Free Trade Agreements promote TNCs and a capitalist industrialised mode of production heavily reliant on agrochemicals. These have increased the displacement, expulsion, and disappearance of peasants. Free Trade Agreements put profit over all other rights and concerns. Currently, the most significant FTAs in history are being negotiated by the European Union, the United States, and Canada. These agreements, if finalised, will liberalize trade and investment markets in favour of transnational companies (see tv.viacampesina.org/April-17th).

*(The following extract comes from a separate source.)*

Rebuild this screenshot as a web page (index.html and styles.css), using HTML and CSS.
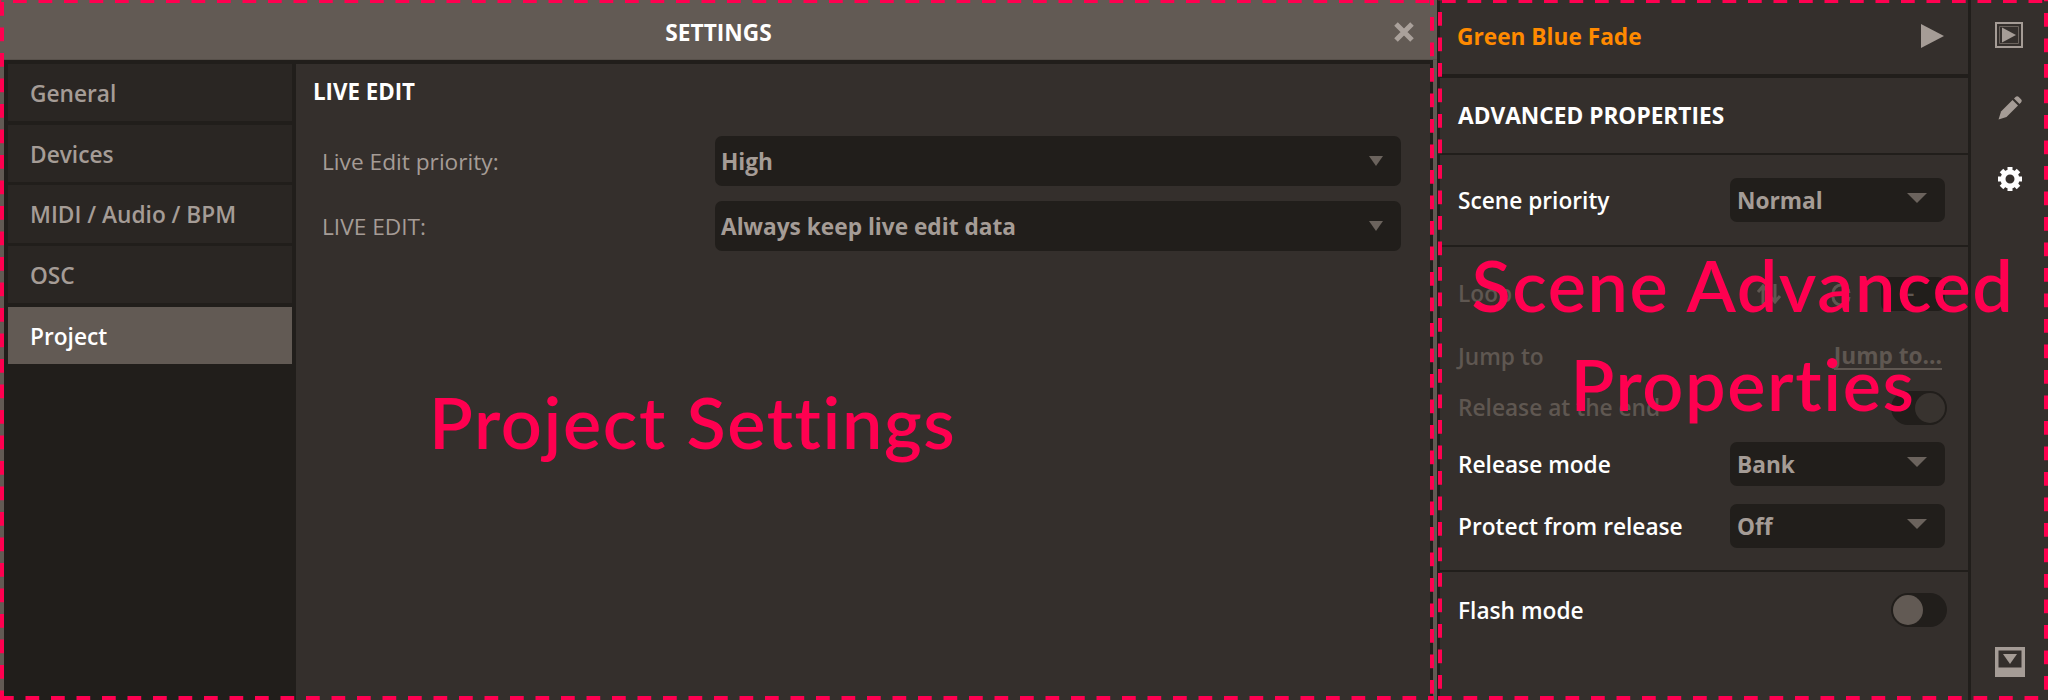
FILE: index.html
```html
<!DOCTYPE html>
<html lang="en">
<head>
<meta charset="utf-8">
<title>Settings</title>
<link rel="stylesheet" href="styles.css">
</head>
<body>
<div class="app">
  <section class="settings">
    <header class="settings-head">
      <h1 class="settings-title">SETTINGS</h1>
      <svg class="close" viewBox="0 0 22 22"><path d="M3 3 L19 19 M19 3 L3 19"/></svg>
    </header>
    <div class="settings-body">
      <nav class="side">
        <div class="side-item">General</div>
        <div class="side-item">Devices</div>
        <div class="side-item">MIDI / Audio / BPM</div>
        <div class="side-item">OSC</div>
        <div class="side-item active">Project</div>
      </nav>
      <main class="pane">
        <h2 class="pane-title">LIVE EDIT</h2>
        <div class="form">
          <div class="form-label">Live Edit priority:</div>
          <div class="select wide"><span>High</span><i class="caret small"></i></div>
          <div class="form-label">LIVE EDIT:</div>
          <div class="select wide"><span>Always keep live edit data</span><i class="caret small"></i></div>
        </div>
      </main>
    </div>
  </section>

  <section class="scene">
    <div class="scene-col">
      <div class="scene-top">
        <span class="scene-name">Green Blue Fade</span>
        <svg class="play" viewBox="0 0 23 24"><path d="M0 0 L23 12 L0 24Z"/></svg>
      </div>
      <div class="scene-head">ADVANCED PROPERTIES</div>
      <div class="group one">
        <div class="row">
          <span class="row-label">Scene priority</span>
          <div class="select"><span>Normal</span><i class="caret"></i></div>
        </div>
      </div>
      <div class="group many">
        <div class="row short off">
          <span class="row-label">Loop</span>
          <div class="loop-ctl">
            <svg class="loop-icon" viewBox="0 0 28 24"><path d="M8 22 V5 M3 10 L8 4 L13 10 M20 2 V19 M15 14 L20 20 L25 14"/></svg>
            <svg class="loop-icon arc" viewBox="0 0 24 24"><path d="M4 11 A8 8 0 0 1 20 11 M4 15 A8 8 0 0 0 20 15"/></svg>
            <div class="loop-select">-</div>
          </div>
        </div>
        <div class="row short off jump">
          <span class="row-label">Jump to</span>
          <span class="jump-link">Jump to...</span>
        </div>
        <div class="row short off">
          <span class="row-label">Release at the end</span>
          <div class="toggle on"><i class="knob"></i></div>
        </div>
        <div class="row">
          <span class="row-label">Release mode</span>
          <div class="select"><span>Bank</span><i class="caret"></i></div>
        </div>
        <div class="row">
          <span class="row-label">Protect from release</span>
          <div class="select"><span>Off</span><i class="caret"></i></div>
        </div>
      </div>
      <div class="group flash">
        <div class="row short">
          <span class="row-label">Flash mode</span>
          <div class="toggle"><i class="knob"></i></div>
        </div>
      </div>
    </div>
    <aside class="rail">
      <div class="rail-icons">
        <svg class="ico-box" viewBox="0 0 28 26"><path class="frame" d="M1 1 H27 V25 H1Z"/><path class="inner" d="M4.5 4.5 H23.5 V21.5 H4.5Z"/><path class="tri" d="M7 5.5 L21 13 L7 20.5Z"/></svg>
        <svg class="ico-pen" viewBox="0 0 24 24"><path d="M0.5 23.5 L3 15.5 L14.5 4 L20 9.5 L8.5 21Z"/><path d="M16 2.5 L17.5 1 A2.4 2.4 0 0 1 20.8 1 L23 3.2 A2.4 2.4 0 0 1 23 6.5 L21.5 8Z"/></svg>
        <svg class="ico-gear" viewBox="0 0 26 26">
          <circle class="gear-ring" cx="13" cy="13" r="7"/>
          <path class="gear-teeth" d="M13 1 V5 M13 21 V25 M1 13 H5 M21 13 H25 M4.5 4.5 L7.4 7.4 M18.6 18.6 L21.5 21.5 M21.5 4.5 L18.6 7.4 M7.4 18.6 L4.5 21.5"/>
        </svg>
      </div>
      <svg class="ico-drop" viewBox="0 0 30 30"><path class="drop-bg" d="M0 0 H30 V30 H0Z"/><path class="drop-win" d="M3.5 3.5 H26.5 V20.5 H3.5Z"/><path class="drop-tri" d="M8 7 H22 L15 17Z"/></svg>
    </aside>
  </section>
</div>

<div class="note note-left">Project Settings</div>
<div class="note note-right">Scene Advanced<br>Properties</div>
<div class="frame-mark frame-left"></div>
<div class="frame-mark frame-right"></div>
</body>
</html>
```

FILE: styles.css
```css
* { box-sizing: border-box; }
html, body { margin: 0; height: 700px; overflow: hidden; }
body {
  position: relative;
  background: #342f2c;
  font-family: "Open Sans", "Noto Sans", sans-serif;
  font-weight: 600;
  font-size: 22.7px;
  color: #fff;
}
.app { display: flex; height: 700px; }

/* settings panel */
.settings {
  width: 1437px;
  flex: none;
  display: flex;
  flex-direction: column;
  border-left: 4px solid #625a54;
  border-right: 4px solid #625a54;
  background: #211e1b;
}
.settings-head {
  height: 60px;
  margin: 0 -4px;
  flex: none;
  display: flex;
  align-items: center;
  justify-content: center;
  position: relative;
  background: #625a54;
  border-bottom: 1px solid #57504a;
}
.settings-title { margin: 0; font-size: 22.7px; font-weight: 700; line-height: 1; position: relative; top: 4px; }
.close {
  position: absolute;
  right: 22px;
  top: 21px;
  width: 22px;
  height: 22px;
  fill: none;
  stroke: #aaa19b;
  stroke-width: 5;
}
.settings-body { flex: 1; display: flex; padding-top: 4px; padding-right: 3px; min-height: 0; }
.side {
  width: 292px;
  flex: none;
  padding: 0 4px;
  display: flex;
  flex-direction: column;
  gap: 3.5px;
}
.side-item {
  height: 57.2px;
  padding-left: 22px;
  padding-top: 2px;
  display: flex;
  align-items: center;
  background: #2a2623;
  color: #a59c96;
}
.side-item.active { background: #625a54; color: #fff; }
.pane { flex: 1; background: #342f2c; padding: 0 29px 0 17px; }
.pane-title { margin: 0; height: 54px; line-height: 56px; font-size: 22.3px; font-weight: 700; }
.form {
  margin: 18px 0 0 9px;
  display: grid;
  grid-template-columns: 393px 1fr;
  row-gap: 15px;
  align-items: center;
}
.form-label { font-weight: 400; color: #a59c96; }

/* select */
.select {
  width: 215px;
  height: 44px;
  padding: 0 18px 0 7px;
  display: flex;
  align-items: center;
  justify-content: space-between;
  background: #211e1b;
  border-radius: 7px;
  color: #a59c96;
  font-weight: 700;
}
.select.wide { width: auto; height: 50px; padding: 0 18px 0 6px; }
.caret {
  width: 0;
  height: 0;
  border-left: 10px solid transparent;
  border-right: 10px solid transparent;
  border-top: 10px solid #6b635d;
  position: relative;
  top: -2px;
}
.caret.small { border-left-width: 7.5px; border-right-width: 7.5px; top: 0; }

/* scene column */
.scene {
  flex: 1;
  display: flex;
  padding-left: 1px;
  background: #211e1b;
}
.scene-col {
  width: 531px;
  flex: none;
  margin-left: 2px;
  display: flex;
  flex-direction: column;
  background: #342f2c;
  border-right: 3px solid #211e1b;
}
.scene-top {
  height: 78px;
  flex: none;
  padding: 0 24px 2px 17px;
  display: flex;
  align-items: center;
  justify-content: space-between;
  border-bottom: 4px solid #211e1b;
}
.scene-name { color: #ff8a00; font-weight: 700; }
.play { width: 23px; height: 24px; fill: #a59c96; }
.scene-head {
  height: 77px;
  flex: none;
  padding-left: 18px;
  display: flex;
  align-items: center;
  border-bottom: 2px solid #211e1b;
  font-weight: 700;
}
.group { padding: 0 23px 0 18px; flex: none; border-bottom: 2px solid #211e1b; }
.group.one { height: 92px; padding-top: 23px; }
.group.many {
  height: 325px;
  padding-top: 30px;
  display: flex;
  flex-direction: column;
  gap: 17px;
}
.group.flash { border-bottom: 0; padding-top: 21px; flex: 1; }
.row {
  height: 44px;
  display: flex;
  align-items: center;
  justify-content: space-between;
}
.row.short { height: 34px; }
.row.jump { margin-top: 12px; }
.row + .row:last-child { margin-top: 1px; }
.off .row-label { color: #5f5751; padding-bottom: 2px; }
.jump-link {
  color: #5f5751;
  font-weight: 700;
  border-bottom: 2px solid #5f5751;
  line-height: 24px;
  margin-right: 3px;
}

/* loop */
.loop-ctl { display: flex; align-items: center; }
.loop-icon { width: 28px; height: 24px; fill: none; stroke: #5f5751; stroke-width: 3; margin-right: 46px; }
.loop-icon.arc { width: 24px; margin-right: 28px; }
.loop-select {
  width: 64px;
  height: 34px;
  padding-left: 26px;
  background: #211e1b;
  border-radius: 7px;
  color: #5f5751;
  line-height: 32px;
}

/* toggle */
.toggle {
  width: 56px;
  height: 34px;
  margin-right: -2px;
  padding: 2px;
  background: #211e1b;
  border-radius: 17px;
  display: flex;
}
.knob { width: 30px; height: 30px; border-radius: 50%; background: #625a54; }
.toggle.on { justify-content: flex-end; }
.toggle.on .knob { background: #38332f; }

/* rail */
.rail {
  flex: 1;
  background: #342f2c;
  display: flex;
  flex-direction: column;
  align-items: center;
  padding: 22px 0 23px;
  justify-content: space-between;
}
.rail-icons { display: flex; flex-direction: column; align-items: center; }
.ico-box { width: 28px; height: 26px; margin-left: -1px; }
.frame { fill: none; stroke: #a59c96; stroke-width: 2; }
.inner { fill: none; stroke: #6b635d; stroke-width: 1; }
.tri { fill: #a59c96; }
.ico-pen { width: 24px; height: 24px; margin-top: 48px; fill: #a59c96; }
.ico-gear { width: 26px; height: 26px; margin-top: 46px; }
.gear-ring { fill: none; stroke: #fff; stroke-width: 5; }
.gear-teeth { fill: none; stroke: #fff; stroke-width: 5; }
.ico-drop { width: 30px; height: 30px; }
.drop-bg { fill: #a59c96; }
.drop-win { fill: #342f2c; }
.drop-tri { fill: #a59c96; }

/* annotations over the screenshot */
.note {
  position: absolute;
  color: #ff0050;
  font-family: Lato, sans-serif;
  font-weight: 600;
  font-size: 72px;
  letter-spacing: 1.6px;
  line-height: 99px;
  white-space: nowrap;
  font-variant-ligatures: none;
}
.note-left { left: 429px; top: 372px; }
.note-right { left: 1443px; top: 235px; width: 600px; text-align: center; }

.frame-mark {
  position: absolute;
  top: 0;
  height: 700px;
  --h: linear-gradient(90deg, #ff0050 14px, transparent 14px);
  --v: linear-gradient(180deg, #ff0050 14px, transparent 14px);
  background:
    var(--h) var(--top) 0 / 25.5px 3px repeat-x,
    var(--h) 0 100% / 25.5px 4px repeat-x,
    var(--v) 0 var(--left) / 4px 25.5px repeat-y,
    var(--v) 100% var(--right) / 4px 25.5px repeat-y;
}
.frame-left { left: 0; width: 1434px; --top: 13px; --left: 2px; --right: 17px; }
.frame-right { left: 1438px; width: 610px; --top: 4px; --left: 12px; --right: 13px; }
```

With hundreds of actions at local and global level (see our regularly updated MAP) in all continents, La Via Campesina reasserts the importance of local struggles and at the same time underlines the need of a global resistance and organization between the cities and the rural areas. Actions such as land occupations, seed exchanges, street demonstrations, food sovereignty fairs, cultural events, lobby tours and debates will be carried out until the end of the month as part of these global days of action. This year in Europe, various actions are being organised against Transatlantic Trade and Investment Partnership (TTIP), Comprehensive Trade and Economic Agreement (CETA), Trade in Services Agreement (TiSA) in Germany, Switzerland and Belgium; in Asia, a mass rally to reject the negotiation of Trans-Pacific Partnership (TTP) by Japanese government is being organised in Japan and South Korea; in South America, a big march (over 1,500 people from all continents) is being organised in Argentina during the CLOC-Via Campesina (Latin American Coordination of Rural Organizations) congress in Buenos Aires.

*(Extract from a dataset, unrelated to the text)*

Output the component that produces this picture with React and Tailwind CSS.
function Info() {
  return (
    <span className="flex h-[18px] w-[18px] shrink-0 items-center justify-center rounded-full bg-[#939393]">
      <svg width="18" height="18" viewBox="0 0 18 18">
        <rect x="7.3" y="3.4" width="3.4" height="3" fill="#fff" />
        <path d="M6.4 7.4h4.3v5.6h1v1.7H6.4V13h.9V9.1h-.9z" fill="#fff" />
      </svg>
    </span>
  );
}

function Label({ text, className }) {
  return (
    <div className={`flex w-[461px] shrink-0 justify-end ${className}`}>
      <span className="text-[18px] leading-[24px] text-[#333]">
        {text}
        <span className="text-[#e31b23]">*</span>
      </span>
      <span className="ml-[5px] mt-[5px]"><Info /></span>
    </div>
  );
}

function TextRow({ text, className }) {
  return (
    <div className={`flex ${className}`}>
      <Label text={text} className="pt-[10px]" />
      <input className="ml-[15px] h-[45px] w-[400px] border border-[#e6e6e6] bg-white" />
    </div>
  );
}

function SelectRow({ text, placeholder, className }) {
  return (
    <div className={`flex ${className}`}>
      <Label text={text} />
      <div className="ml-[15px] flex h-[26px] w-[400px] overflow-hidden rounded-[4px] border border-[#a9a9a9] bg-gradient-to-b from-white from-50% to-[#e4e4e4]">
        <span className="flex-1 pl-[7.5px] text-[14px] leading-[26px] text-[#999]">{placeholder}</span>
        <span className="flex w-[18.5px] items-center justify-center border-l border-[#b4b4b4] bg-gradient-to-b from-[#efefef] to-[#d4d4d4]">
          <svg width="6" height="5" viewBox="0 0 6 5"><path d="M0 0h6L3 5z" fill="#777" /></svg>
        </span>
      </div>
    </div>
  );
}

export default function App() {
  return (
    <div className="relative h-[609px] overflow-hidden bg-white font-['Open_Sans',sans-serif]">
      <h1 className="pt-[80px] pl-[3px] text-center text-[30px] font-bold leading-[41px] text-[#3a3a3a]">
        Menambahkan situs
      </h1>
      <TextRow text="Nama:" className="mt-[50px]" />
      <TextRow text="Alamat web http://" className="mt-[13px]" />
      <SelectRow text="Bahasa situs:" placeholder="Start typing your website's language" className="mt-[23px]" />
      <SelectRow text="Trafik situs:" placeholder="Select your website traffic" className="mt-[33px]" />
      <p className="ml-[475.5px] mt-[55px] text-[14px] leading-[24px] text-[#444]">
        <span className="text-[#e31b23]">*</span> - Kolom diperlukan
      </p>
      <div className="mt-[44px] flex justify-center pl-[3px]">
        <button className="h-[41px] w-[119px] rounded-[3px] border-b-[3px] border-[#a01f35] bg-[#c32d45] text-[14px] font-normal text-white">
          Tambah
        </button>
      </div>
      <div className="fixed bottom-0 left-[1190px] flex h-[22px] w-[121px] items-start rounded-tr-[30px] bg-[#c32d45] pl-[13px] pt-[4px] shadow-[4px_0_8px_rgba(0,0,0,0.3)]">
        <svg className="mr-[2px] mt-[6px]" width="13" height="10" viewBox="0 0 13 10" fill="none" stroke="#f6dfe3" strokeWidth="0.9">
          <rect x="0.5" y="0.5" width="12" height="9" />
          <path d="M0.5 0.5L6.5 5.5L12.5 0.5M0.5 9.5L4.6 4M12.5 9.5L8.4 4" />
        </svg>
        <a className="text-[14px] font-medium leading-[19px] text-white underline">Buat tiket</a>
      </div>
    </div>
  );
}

La Via Campesina denounces laws and interests that affect the peasant way of life, an important heritage of the people at the service of humanity. The movement promotes food sovereignty to end hunger in the world and promote social justice.
Instead of a gloomy future based on free trade and big business, La Via Campesina believes the time has come for an economy based on equity that will restore the balance between humanity and nature. Agrarian reform and sustainable agriculture are at the heart of this way of living based on peoples’ Food Sovereignty.